今日の短編(50) トルーマン・カポーティ「最後の扉を閉めて」

逃げれば逃げるほど、敵は強く、大きく、恐ろしく見えるものだ。
自分に厳しくあることは、難しい。人間易きに流れるのは容易で、そこから流れをさかのぼっていくのは本当に困難だ。自分に優しく、人に厳しく生きていると、いずれ誰からも相手をされなくなる。自分には出来ない事、わかっていないこと、するつもりもないことを他人に要求して、納得してもらえるはずがない。自分のことを棚にあげて誰かに何かを要求するときには本当に気をつけなければいけないと思っている。根拠もなく自己像を肥大させ、他者とのコミュニケーションを断絶する、歪んだ姿がそこにはあるのだろう。。

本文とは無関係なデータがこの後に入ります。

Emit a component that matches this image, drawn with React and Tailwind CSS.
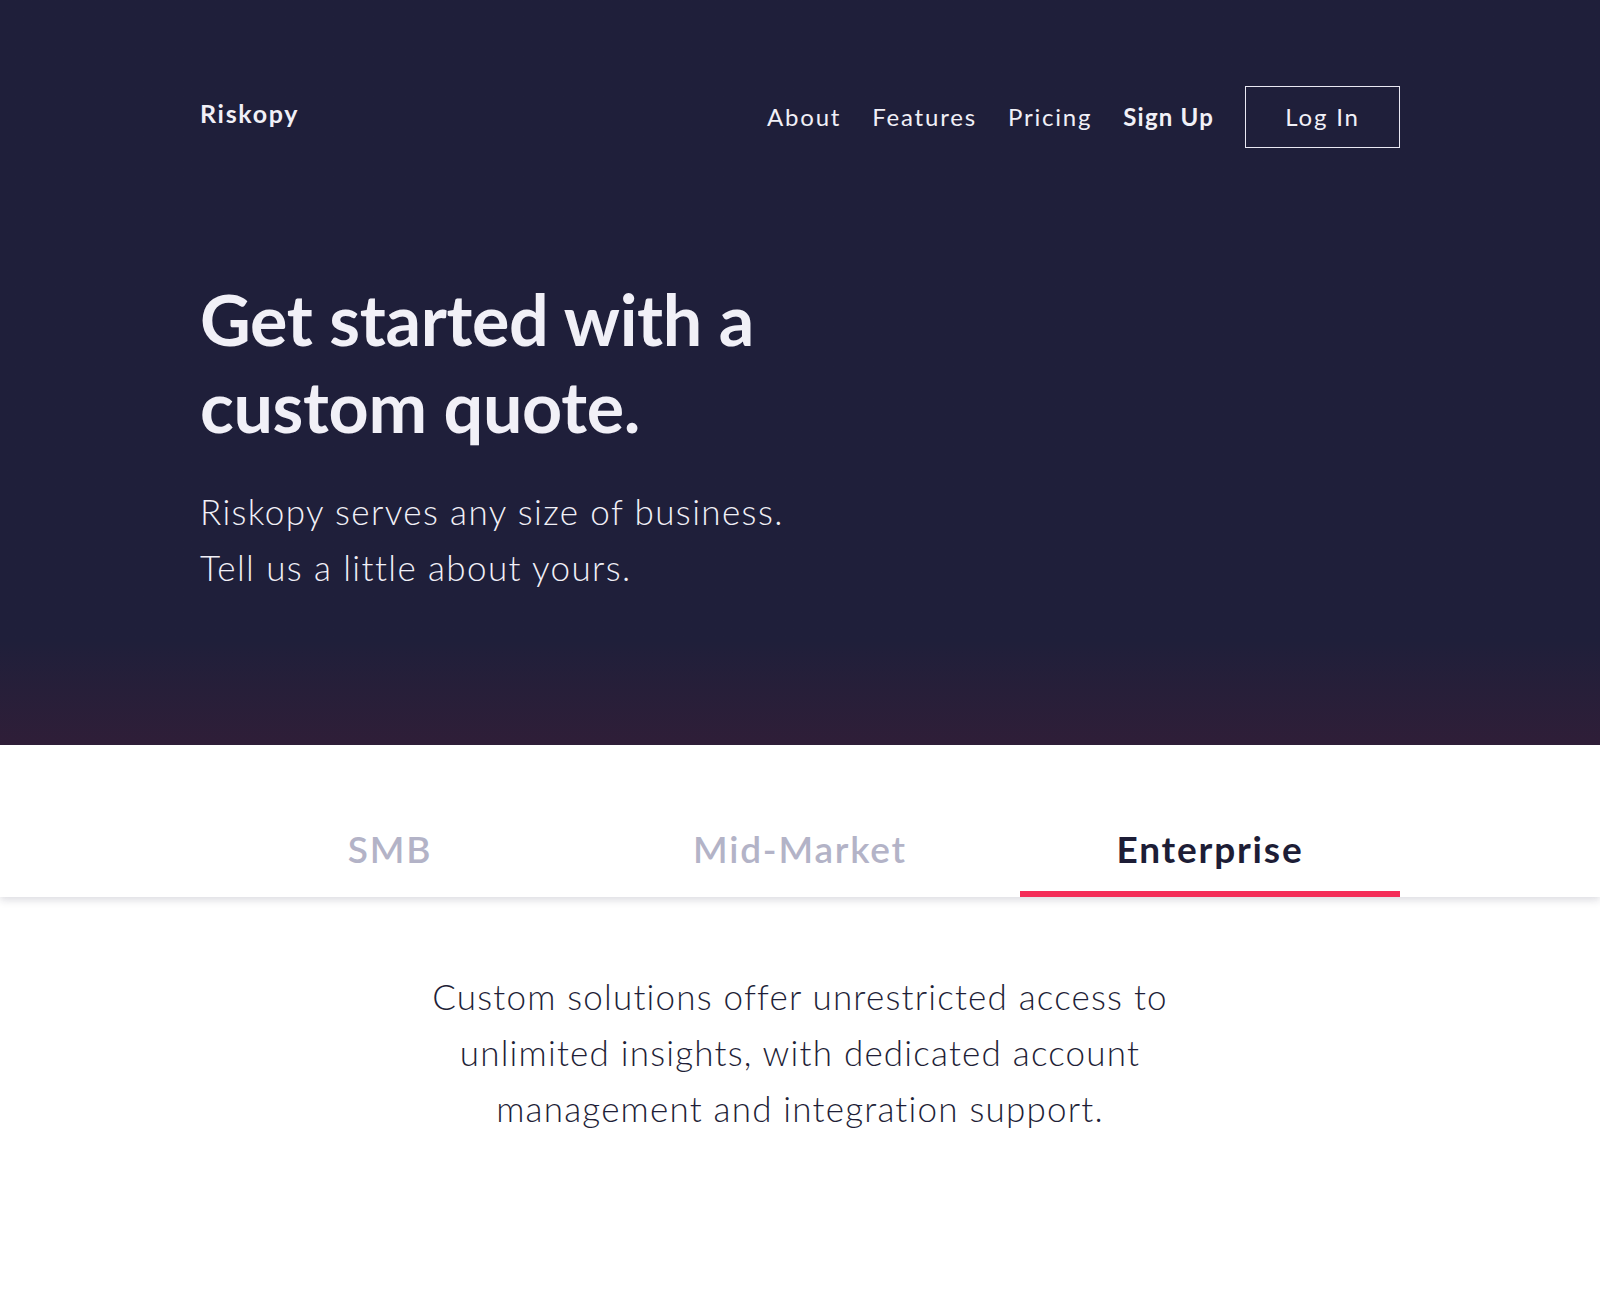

たとえば彼は、Xという人間が好きなのか、嫌いなのか、はっきりわからない。自分はXに好かれたいと思っているのに、Xを好きになることは出来ない。Xに対して誠実にもなれない。ほんとうのことは半分もいえない。それでいてXが自分と同じ不完全さを持つことは許せない。そんな人間ならいずれXは自分を裏切るだろうとウォルターは確信した。彼はXを怖れた。恐怖した。

「ぼくだ、ウォルターだ」
「やあ、ウォルター」
あのけだるい、男とも女ともいえない、遠い声が、まっすぐに彼の井の底にまで届いた。部屋がシーシーのように揺れ、歪んでいるように見える。汗が口ひげのように上唇のところに吹き出た。「誰だ?」と彼はいった。ゆっくりといったので、言葉がつながっていないようだった。
「知っているくせに、ウォルター。長い付き合いじゃないか」そして沈黙。誰からかわからない電話はすでに切れていた。